𝗪𝗵𝗮𝘁 𝗶𝘀 𝗣𝘂𝗹𝘂𝗺𝗶 𝗮𝗻𝗱 𝗵𝗼𝘄 𝗶𝘀 𝗶𝘁 𝗱𝗶𝗳𝗳𝗲𝗿𝗲𝗻𝘁?

Unlike other IaC tools that use YAML, JSON, or a Domain-Specific Language (DSL), Pulumi lets you write code in languages like Python, TypeScript, Node.js, etc.
- This enables you to leverage existing programming knowledge and tooling for IaC tasks.
- Pulumi integrates with familiar testing libraries for unit and integration testing of your infrastructure code.
- It integrates with most cloud providers (AWS, GCP, Azure, Oracle, etc.)

𝗕𝗲𝗻𝗲𝗳𝗶𝘁𝘀 𝗼𝗳 𝘂𝘀𝗶𝗻𝗴 𝗣𝘂𝗹𝘂𝗺𝗶:

𝗙𝗹𝗲𝘅𝗶𝗯𝗶𝗹𝗶𝘁𝘆: Use your preferred programming language for IaC + it works for most clouds out there
𝗘𝗳𝗳𝗶𝗰𝗶𝗲𝗻𝗰𝘆: Leverage existing programming skills and tooling.
𝗧𝗲𝘀𝘁𝗮𝗯𝗶𝗹𝗶𝘁𝘆: Write unit and integration tests for your infrastructure code.
𝗖𝗼𝗹𝗹𝗮𝗯𝗼𝗿𝗮𝘁𝗶𝗼𝗻: Enables Dev and Ops to work together using the same language.
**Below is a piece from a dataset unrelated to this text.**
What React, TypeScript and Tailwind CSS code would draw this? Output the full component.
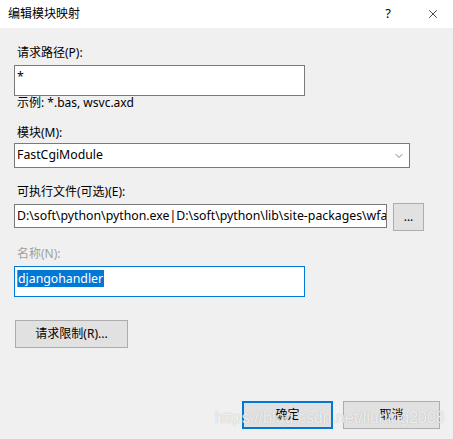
import { ChevronDown, X } from 'lucide-react'

const font = { fontFamily: '"Noto Sans", "Noto Sans CJK SC", sans-serif' }

function Label({ text, disabled }: { text: string; disabled?: boolean }) {
  return (
    <div className={`pl-[3px] text-[12px] leading-[16px] ${disabled ? 'text-[#a0a0a0]' : 'text-black'}`}>
      {text}
    </div>
  )
}

function App() {
  return (
    <div className="w-[453px] h-[439px] bg-[#f0f0f0] relative overflow-hidden" style={font}>
      {/* Title bar */}
      <div className="h-[28px] bg-white flex items-center pl-[8px]">
        <span className="text-[12px] text-black flex-1">编辑模块映射</span>
        <span className="text-[13px] text-black w-[20px] mr-[28px] text-center">?</span>
        <X className="w-[14px] h-[14px] mr-[13px] text-black" strokeWidth={1.2} />
      </div>

      {/* Body */}
      <div className="flex flex-col pl-[14px] pr-[13px] pt-[17px]">
        <Label text="请求路径(P):" />
        <div className="mt-[4px] w-[291px] h-[31px] bg-white border border-[#7a7a7a] px-[2px] pt-[3px] text-[12.3px] leading-[16px] text-black">
          *
        </div>
        <div className="text-[12px] leading-[14px] pl-[3px] text-black">示例: *.bas, wsvc.axd</div>

        <div className="mt-[15px]">
          <Label text="模块(M):" />
        </div>
        <div className="mt-[2px] w-[396px] h-[25px] bg-white border border-[#7a7a7a] flex items-center px-[2px]">
          <span className="flex-1 text-[12.3px] text-black">FastCgiModule</span>
          <ChevronDown className="w-[12px] h-[12px] mr-[2px] text-[#555]" strokeWidth={1.5} />
        </div>

        <div className="mt-[16px]">
          <Label text="可执行文件(可选)(E):" />
        </div>
        <div className="mt-[3px] flex items-start">
          <div className="mt-[1px] w-[373px] h-[24px] bg-white border border-[#7a7a7a] flex items-center px-[2px] overflow-hidden">
            <span className="whitespace-nowrap text-[12.3px] text-black">
              D:\soft\python\python.exe|D:\soft\python\lib\site-packages\wfastcgi.py
            </span>
          </div>
          <button className="ml-[6px] w-[31px] h-[28px] bg-[#e1e1e1] border border-[#adadad] text-[12px] leading-none text-black">
            ...
          </button>
        </div>

        <div className="mt-[15px]">
          <Label text="名称(N):" disabled />
        </div>
        <div className="mt-[4px] w-[291px] h-[31px] bg-white border border-[#0078d7] px-[2px] pt-[3px] flex items-start">
          <span className="w-[1px] h-[17px] bg-[#e07b20]" />
          <span className="bg-[#0078d7] text-white text-[12.3px] leading-[17px] pr-[1px]">djangohandler</span>
        </div>

        <button className="mt-[23px] ml-[1px] w-[113px] h-[28px] bg-[#e1e1e1] border border-[#adadad] text-[12px] text-black">
          请求限制(R)...
        </button>

        <div className="mt-[53px] flex justify-end gap-[10px]">
          <button className="w-[91px] h-[28px] bg-[#e1e1e1] border-2 border-[#0078d7] text-[12px] text-black">
            确定
          </button>
          <button className="w-[97px] h-[28px] bg-[#e1e1e1] border border-[#adadad] text-[12px] text-black">
            取消
          </button>
        </div>
      </div>

      {/* watermark */}
      <div
        className="absolute left-[215px] top-[407px] text-[16px] leading-[22px] text-white/80 whitespace-nowrap pointer-events-none"
        style={{ fontFamily: '"Liberation Sans", Arial, sans-serif', textShadow: '0 0 1px rgba(120,120,120,0.6)' }}
      >
        https://blog.csdn.net/liuning2008
      </div>
    </div>
  )
}

export default App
If you disagree, try to apply OOP or logic (if, for statements) to Terraform HCL's syntax.

It works, but it quickly becomes a living hell.

𝗛𝗼𝘄 𝗣𝘂𝗹𝘂𝗺𝗶 𝘄𝗼𝗿𝗸𝘀:

- Pulumi uses a declarative approach. You define the desired state of your infrastructure.
- It manages the state of your infrastructure using a state file.
- When changes are made to the code, Pulumi compares the desired state with the current state and creates a plan to achieve the desired state.
- The plan shows what resources will be created, updated, or deleted.
- You can review and confirm the plan before Pulumi executes it.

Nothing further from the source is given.